Somehow, I prefer this mode.  I like how your weapons do more damage than normal mode in survival mode, even if the enemies get an even bigger damage multiplier, because I like it when my weapons feel powerful but I still want to be challenged.  Another benefit of survival mode is that it changes stimpacks to work over time instead of instantly, removing a balance fault where you have functionally unlimited health as long as you have stimpacks to burn.  I have always found fast travel mechanics to rob virtual world games of immersion, so it's nice that survival mode prevents me from succumbing to the temptation to do so.  Plus, there's the bragging rights of surviving the added difficulty, bolstering my diminished ego for nothing of real import, but it appreciates it nevertheless.

For now, the positives of playing in survival mode outweigh that negative.  Since I (arguably unwisely) invested an additional $50 in Fallout 4's "season pass" last weekend, I feel relatively invested to seeing this game to relative completion, too.  Fallout 4 is a huge game, and I am being forced to retread a lot more in survival mode, so this endeavor could take months.

3. Refining my time management skills in my quest to be an indie game developer.

When I am this well entertained, my motivation to do my own development falls off a bit.  I must admit, being bored is my primary motivation, even more than the frustration of a muse denied creative release, even more than my bank account scraping the red.

Yet, I am determined to try to keep and perhaps reinforce a habit of regularly doing some development work in Unity.  It's just all around better for me.  It's good mental exercise, and has the potential to produce something of benefit.
Also attributed to Lao Tzu, Margaret Thatcher, Frank Outlaw, and anonymous.  It's complicated.

My current method works relatively reliably.  I start a stop watch when I play a game and turn to do a little work when it goes off.  That way, I neither feel frustrated I did no development nor frustrated that I did nothing but development.

Yet, the reason why this works has less to do with what I am doing and more to do with what I'm not doing.  If I consciously choose to do anything, even if it is playing a game, it is a better use of my time than letting idle hands take over.  At times, I have discovered idle hands make it possible to do worse than nothing.

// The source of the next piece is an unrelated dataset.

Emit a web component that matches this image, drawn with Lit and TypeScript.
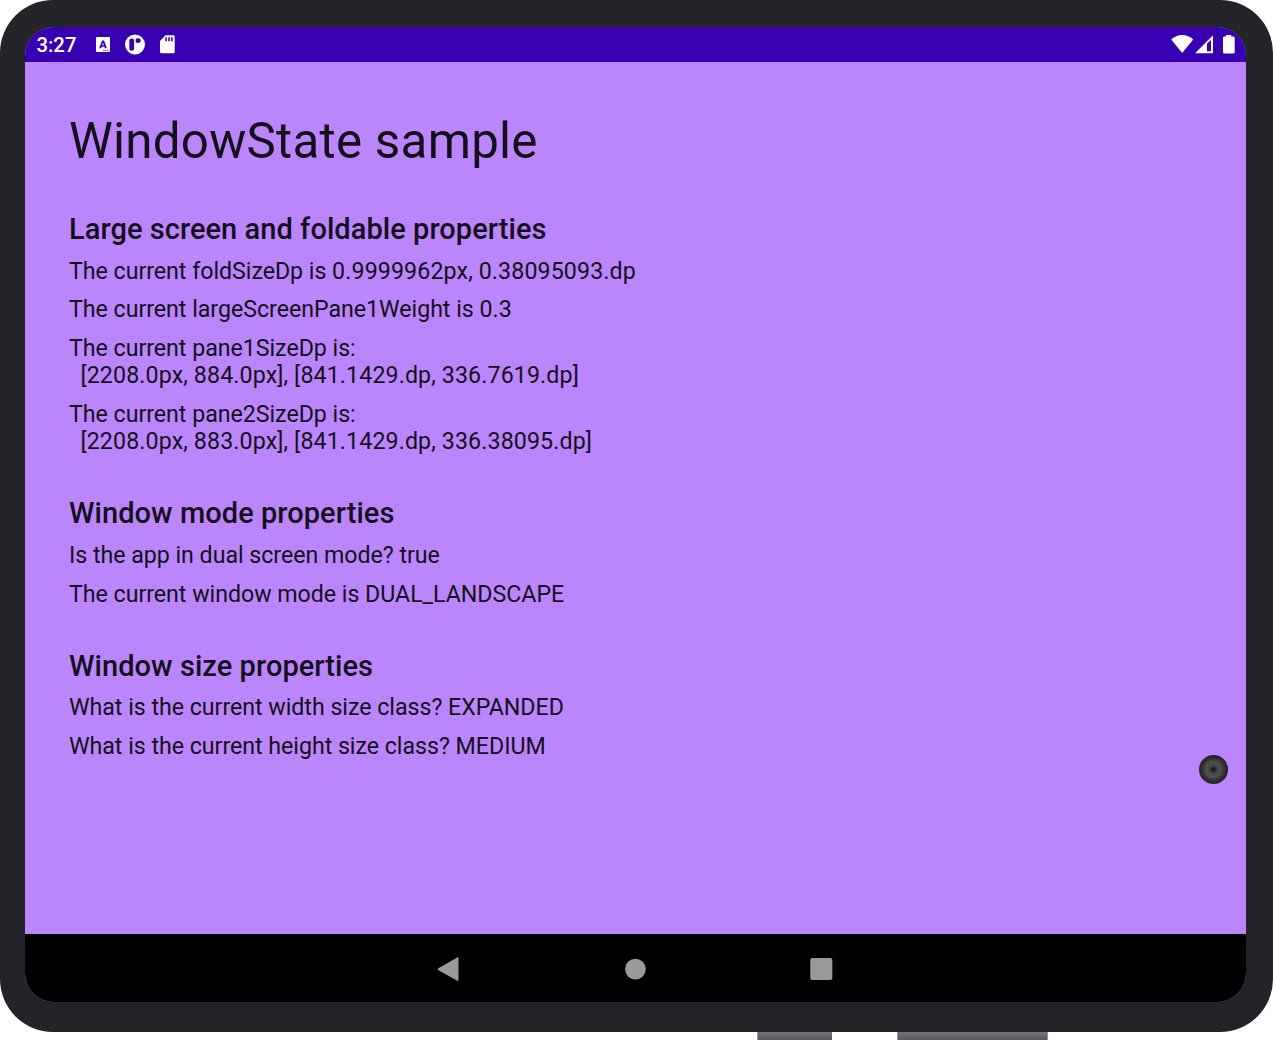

For me, the foremost destination of my idle hands have been Internet message boards.  Easily thousands of hours have been lost to them over the past decade... imagine if I had spent that time programming instead!  Yet, I doubt I will even be missed, and what a remarkably bitter pill it is to know how much time was spent for making so little a difference!  Knowing this just underscores the need to quit this habit, and the only way to escape the emotional investment may be to never look back.